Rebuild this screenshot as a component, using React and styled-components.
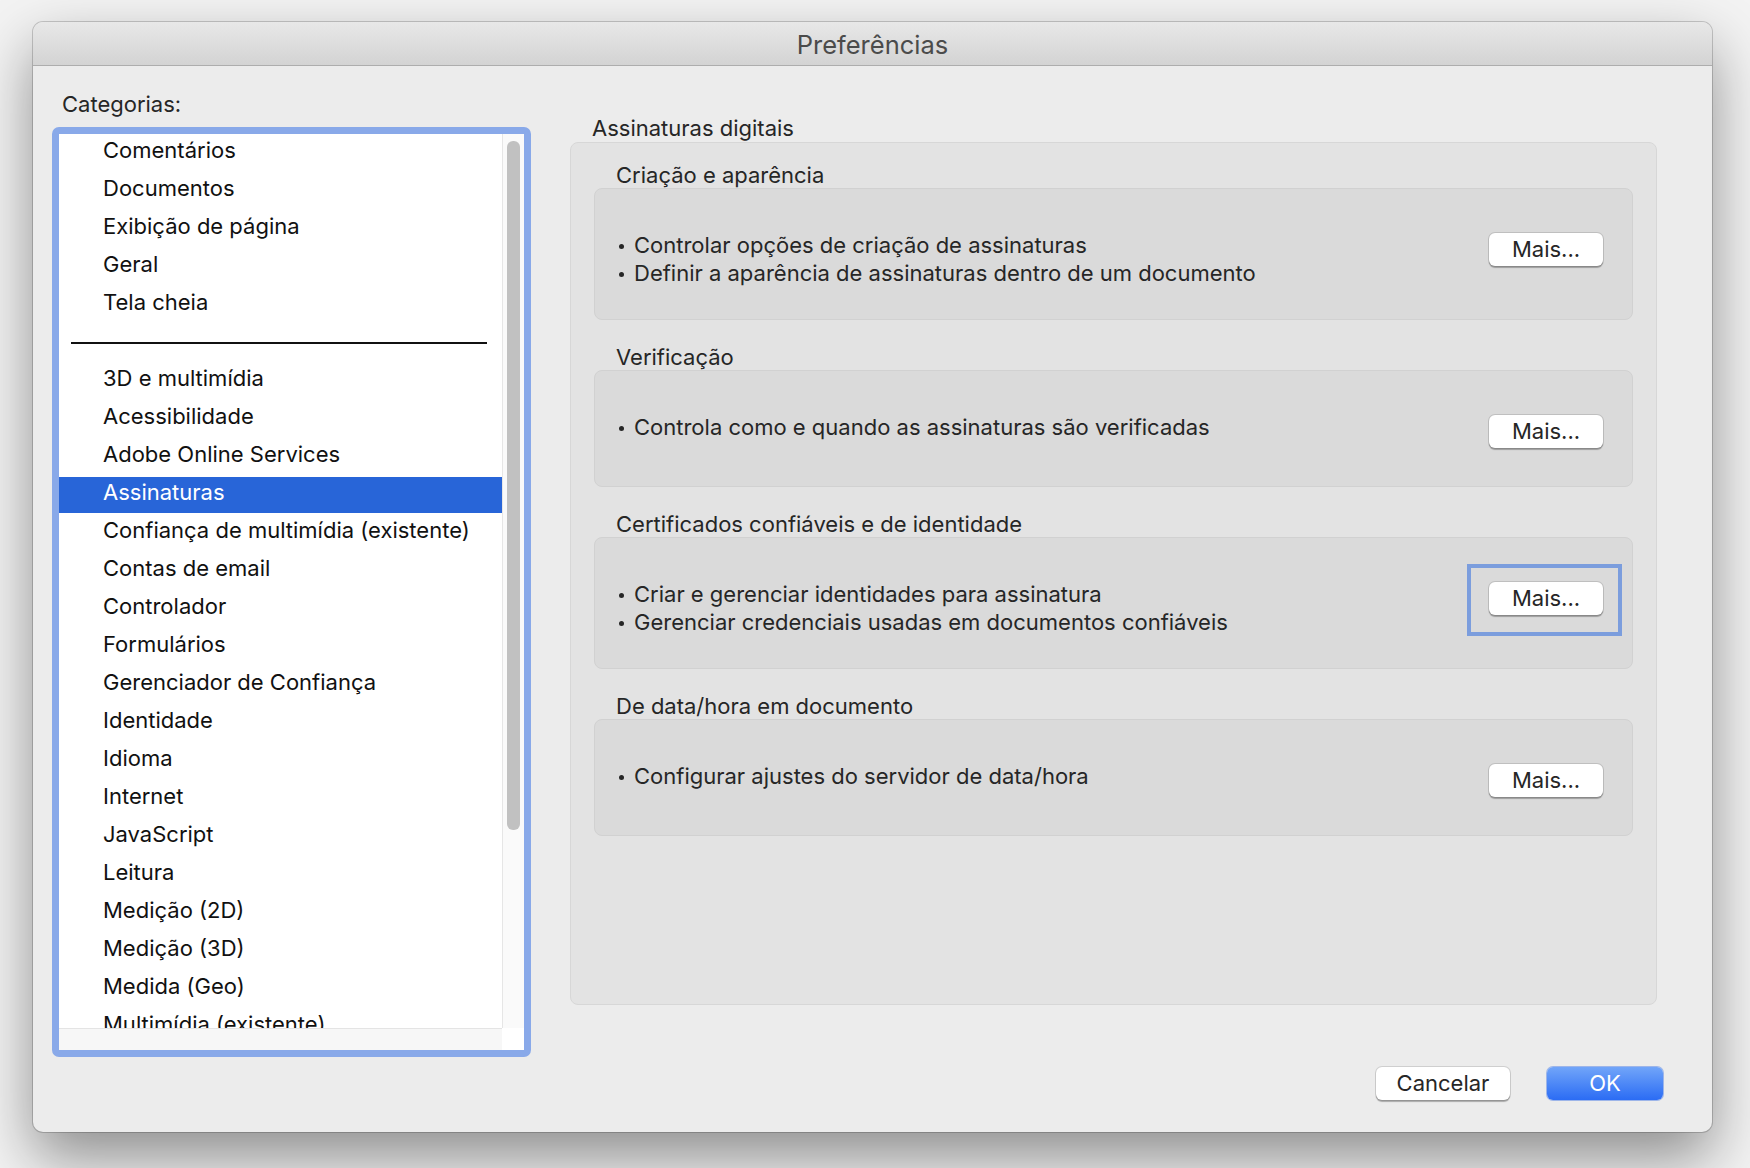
import React from 'react'
import styled, { createGlobalStyle } from 'styled-components'

const GlobalStyle = createGlobalStyle`
  html, body {
    margin: 0;
    padding: 0;
    background: #f3f3f3;
  }
  body {
    font-family: Inter, "Noto Sans", "Liberation Sans", sans-serif;
    -webkit-font-smoothing: antialiased;
  }
`

const Page = styled.div`
  width: 1750px;
  height: 1168px;
  box-sizing: border-box;
  padding: 22px 0 0 33px;
  overflow: hidden;
`

const Window = styled.div`
  width: 1679px;
  height: 1110px;
  background: #ececec;
  border-radius: 10px;
  box-shadow: 0 0 0 1px rgba(0, 0, 0, 0.18), 0 26px 60px rgba(0, 0, 0, 0.42);
  display: flex;
  flex-direction: column;
  overflow: hidden;
`

const TitleBar = styled.div`
  height: 44px;
  box-sizing: border-box;
  padding-top: 2px;
  flex: none;
  background: linear-gradient(#e8e8e8, #d3d3d3);
  border-bottom: 1px solid #adadad;
  display: flex;
  align-items: center;
  justify-content: center;
  font-size: 25.5px;
  color: #4b4b4b;
`

const Body = styled.div`
  display: flex;
  gap: 39px;
  padding-left: 19px;
  height: 991px;
`

const LeftCol = styled.div`
  width: 479px;
  display: flex;
  flex-direction: column;
  padding-top: 25px;
`

const Label = styled.div`
  font-size: 22px;
  line-height: 26px;
  color: #262626;
  padding-left: ${p => p.indent || 0}px;
  margin-bottom: ${p => p.gap || 0}px;
`

const ListFrame = styled.div`
  flex: 1;
  border: 7px solid #89a9e9;
  border-radius: 7px;
  background: #fff;
  display: grid;
  grid-template-columns: 1fr 22px;
  grid-template-rows: 1fr 22px;
  overflow: hidden;
`

const Viewport = styled.div`
  overflow: hidden;
  display: flex;
  flex-direction: column;
`

const Item = styled.div`
  flex: none;
  height: 36px;
  margin: 1px 0;
  box-sizing: border-box;
  padding: 1px 0 0 44px;
  font-size: 22px;
  line-height: 28px;
  white-space: nowrap;
  color: ${p => (p.selected ? '#fff' : '#111')};
  background: ${p => (p.selected ? '#2865d8' : 'transparent')};
`

const Separator = styled.div`
  flex: none;
  height: 38px;
  display: flex;
  align-items: center;
  padding: 0 15px 0 12px;
  &::before {
    content: '';
    flex: 1;
    height: 2px;
    background: #111;
  }
`

const VTrack = styled.div`
  border-left: 1px solid #e6e6e6;
  background: #fafafa;
  padding: 7px 4px 0 4px;
`

const Thumb = styled.div`
  height: 689px;
  border-radius: 6px;
  background: #c1c1c1;
`

const HTrack = styled.div`
  border-top: 1px solid #e4e4e4;
  background: #f7f7f7;
`

const Corner = styled.div`
  background: #fff;
`

const RightCol = styled.div`
  width: 1087px;
  padding-top: 49px;
  display: flex;
  flex-direction: column;
`

const Group = styled.div`
  height: 863px;
  box-sizing: border-box;
  background: #e3e3e3;
  border: 1px solid #d7d7d7;
  border-radius: 8px;
  padding: 19px 23px 0 23px;
  display: flex;
  flex-direction: column;
  gap: 24px;
`

const Section = styled.div`
  display: flex;
  flex-direction: column;
`

const SectionTitle = styled.div`
  font-size: 22px;
  line-height: 26px;
  color: #262626;
  padding-left: 22px;
`

const Box = styled.div`
  min-height: 117px;
  box-sizing: border-box;
  background: #dadada;
  border: 1px solid #d1d1d1;
  border-radius: 8px;
  padding: 42px 29px 32px 24px;
  display: flex;
  align-items: flex-start;
  justify-content: space-between;
`

const Bullets = styled.ul`
  list-style: none;
  margin: 0;
  padding: 0;
`

const Bullet = styled.li`
  font-size: 22px;
  line-height: 28px;
  color: #262626;
  white-space: nowrap;
  &::before {
    content: '';
    display: inline-block;
    width: 5px;
    height: 5px;
    border-radius: 50%;
    background: #262626;
    margin-right: 10px;
    vertical-align: 4px;
  }
`

const ButtonSlot = styled.div`
  position: relative;
  margin-top: 2px;
  ${p =>
    p.focused &&
    `
    &::after {
      content: '';
      position: absolute;
      top: -18px;
      bottom: -21px;
      left: -22px;
      right: -19px;
      border: 4px solid #7b9ddd;
      pointer-events: none;
    }
  `}
`

const Button = styled.button`
  width: ${p => p.w || 114}px;
  height: 33px;
  border: none;
  border-radius: 6px;
  font-family: inherit;
  font-size: 22px;
  line-height: 33px;
  padding: 0;
  color: ${p => (p.primary ? '#fff' : '#262626')};
  background: ${p =>
    p.primary ? 'linear-gradient(#71a5f9, #2b6cf4)' : '#fff'};
  box-shadow: ${p =>
    p.primary
      ? '0 0 0 1px rgba(40, 100, 230, 0.4)'
      : '0 0 0 1px rgba(0, 0, 0, 0.12), 0 1.5px 1px rgba(0, 0, 0, 0.28)'};
`

const Footer = styled.div`
  display: flex;
  justify-content: flex-end;
  gap: 37px;
  padding: 10px 49px 0 0;
`

const topItems = ['Comentários', 'Documentos', 'Exibição de página', 'Geral', 'Tela cheia']

const otherItems = [
  '3D e multimídia',
  'Acessibilidade',
  'Adobe Online Services',
  'Assinaturas',
  'Confiança de multimídia (existente)',
  'Contas de email',
  'Controlador',
  'Formulários',
  'Gerenciador de Confiança',
  'Identidade',
  'Idioma',
  'Internet',
  'JavaScript',
  'Leitura',
  'Medição (2D)',
  'Medição (3D)',
  'Medida (Geo)',
  'Multimídia (existente)',
]

const sections = [
  {
    title: 'Criação e aparência',
    lines: [
      'Controlar opções de criação de assinaturas',
      'Definir a aparência de assinaturas dentro de um documento',
    ],
  },
  {
    title: 'Verificação',
    lines: ['Controla como e quando as assinaturas são verificadas'],
  },
  {
    title: 'Certificados confiáveis e de identidade',
    lines: [
      'Criar e gerenciar identidades para assinatura',
      'Gerenciar credenciais usadas em documentos confiáveis',
    ],
    focused: true,
  },
  {
    title: 'De data/hora em documento',
    lines: ['Configurar ajustes do servidor de data/hora'],
  },
]

const App = () => {
  return (
    <Page>
      <GlobalStyle />
      <Window>
        <TitleBar>Preferências</TitleBar>
        <Body>
          <LeftCol>
            <Label indent={10} gap={10}>Categorias:</Label>
            <ListFrame>
              <Viewport>
                {topItems.map(item => (
                  <Item key={item}>{item}</Item>
                ))}
                <Separator />
                {otherItems.map(item => (
                  <Item key={item} selected={item === 'Assinaturas'}>
                    {item}
                  </Item>
                ))}
              </Viewport>
              <VTrack>
                <Thumb />
              </VTrack>
              <HTrack />
              <Corner />
            </ListFrame>
          </LeftCol>
          <RightCol>
            <Label indent={22} gap={1}>Assinaturas digitais</Label>
            <Group>
              {sections.map(section => (
                <Section key={section.title}>
                  <SectionTitle>{section.title}</SectionTitle>
                  <Box>
                    <Bullets>
                      {section.lines.map(line => (
                        <Bullet key={line}>{line}</Bullet>
                      ))}
                    </Bullets>
                    <ButtonSlot focused={section.focused}>
                      <Button>Mais...</Button>
                    </ButtonSlot>
                  </Box>
                </Section>
              ))}
            </Group>
          </RightCol>
        </Body>
        <Footer>
          <Button w={134}>Cancelar</Button>
          <Button w={116} primary>
            OK
          </Button>
        </Footer>
      </Window>
    </Page>
  )
}

export default App
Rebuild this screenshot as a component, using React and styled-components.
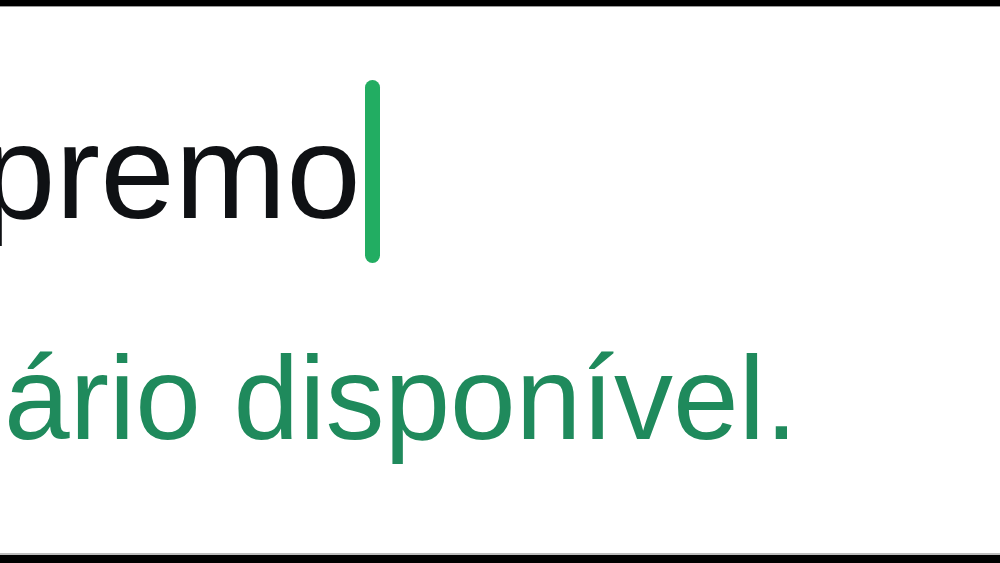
import React from "react";
import styled, { createGlobalStyle } from "styled-components";

const GlobalStyle = createGlobalStyle`
  html, body {
    margin: 0;
    padding: 0;
    background: #ffffff;
  }
  body {
    font-family: "Liberation Sans", Arial, sans-serif;
  }
`;

const Screen = styled.div`
  width: 1000px;
  height: 563px;
  display: flex;
  flex-direction: column;
  overflow: hidden;
  background: #ffffff;
`;

const Bar = styled.div`
  flex: none;
  height: ${(p) => p.$height}px;
  background: #000000;
  ${(p) => (p.$top ? "border-bottom: 1px solid #9a9a9a;" : "border-top: 2px solid #bdbdbd;")}
`;

const Field = styled.div`
  flex: 1;
  display: flex;
  flex-direction: column;
  padding-top: 73px;
  gap: 76px;
`;

const InputRow = styled.div`
  display: flex;
  align-items: center;
  gap: 4px;
  margin-left: -19px;
`;

const Value = styled.span`
  font-size: 134px;
  line-height: 1;
  color: #0f1114;
`;

const Caret = styled.span`
  width: 15px;
  height: 183px;
  border-radius: 8px;
  background: #22ad62;
`;

const Hint = styled.p`
  margin: 0 0 0 4px;
  font-size: 118px;
  line-height: 1;
  color: #1f8a5c;
  white-space: nowrap;
`;

export default function App() {
  return (
    <>
      <GlobalStyle />
      <Screen>
        <Bar $top $height={6} />
        <Field>
          <InputRow>
            <Value>premo</Value>
            <Caret />
          </InputRow>
          <Hint>ário disponível.</Hint>
        </Field>
        <Bar $height={8} />
      </Screen>
    </>
  );
}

▸ DIRECTIONS: Take every line containing the word "React" and copy it.

▸ FULL RESPONSE:
Rebuild this screenshot as a component, using React and styled-components.
import React from 'react'
Rebuild this screenshot as a component, using React and styled-components.
import React from "react";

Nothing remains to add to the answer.